According to Dr. Michael Heithaus of Florida International University, the discovery shed a spotlight on how important underwater volcanoes are in the marine ecosystem. “Seeing that got me thinking about just how important volcanoes are to life in the ocean,” Heithaus told Newsweek. “And it isn’t just about active volcanoes. It’s about the habitat they create out in the middle of the ocean.”
More than 70 percent of all volcanic eruptions occur underwater but researchers know very little when it comes to understanding underwater volcano behaviour. While volcanic eruptions cause significant geologic hazards, submarine volcanoes like Kavachi play an integral role in the way our planet works. “If there hadn’t been volcanoes in certain areas there would be no reefs or no land,” Heithaus continued. “That would mean that the species of sharks that need those habitats couldn’t live in those areas without the presence of a volcano.”
The 2015 shark video has resurfaced again in a National Geographic documentary as part of “Sharkfest,” the three-week-long program dedicated to shark science and discoveries from around the world. The episode will focus on the extraordinary relationship between these predators and underwater volcanoes with Heithaus traveling to various locations worldwide looking at how different species of shark co-exist with the unique conditions submarine volcanoes provide. One of his stops is off the coast of Réunion Island, a French overseas territory in the Indian Ocean which is renowned for its volcanoes, rainforests, coral reefs and beaches.

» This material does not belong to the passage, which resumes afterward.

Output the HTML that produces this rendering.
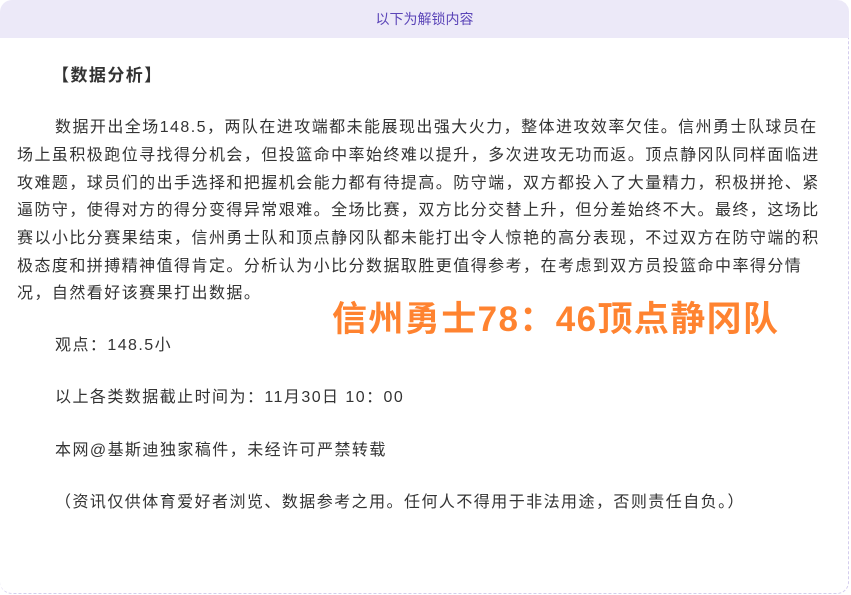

Here, he found bull sharks taking advantage of the turbulent water caused by the submarine volcano, using it like a cloak of invisibility to better ambush prey.
Up North in Guadalupe Island, a volcanic island located off the western coast of Mexico’s Baja California Peninsula, the researchers found seals taking advantage of the island’s resources – and baby seals are an easy meal for sharks. According to Heithaus, volcanic islands like Guadalupe are appealing to sharks due to the abundance of nutrients that flows into the surrounding water, which helps boost the environmental food chain from the bottom up. “And where you have lots of food you tend to have lots of sharks, if there isn’t too much fishing to reduce their populations,” he said. According to the scientist, active underwater volcanoes like Kavachi also help supply nutrients into the surrounding area, attracting large predators like sharks. But what happens if it erupts? Well, Heithaus says the warm water can be utilized by pregnant females as a nursery area.
It was not previously known how vital this habitat was to some species of sharks. But, it makes sense according to the scientist. “Most of the open ocean is a place without a ton of food,” Heithaus explained. “In the open ocean, it’s volcanoes that have created most of the land out there. So, at the base level, many sharks depend on volcanoes in ways most people wouldn’t think about.” Since this expedition, Heithaus has continued to study shark behavior in relation to this habitat.
“A big part of that work is understanding what determines where sharks naturally occur. The types of islands they associate with—including volcanoes—is part of that puzzle. Ultimately, what I really want to know is when, where and why are sharks important to the health and function of ecosystems so we can start to restore their populations and functions in the many places their populations have crashed.”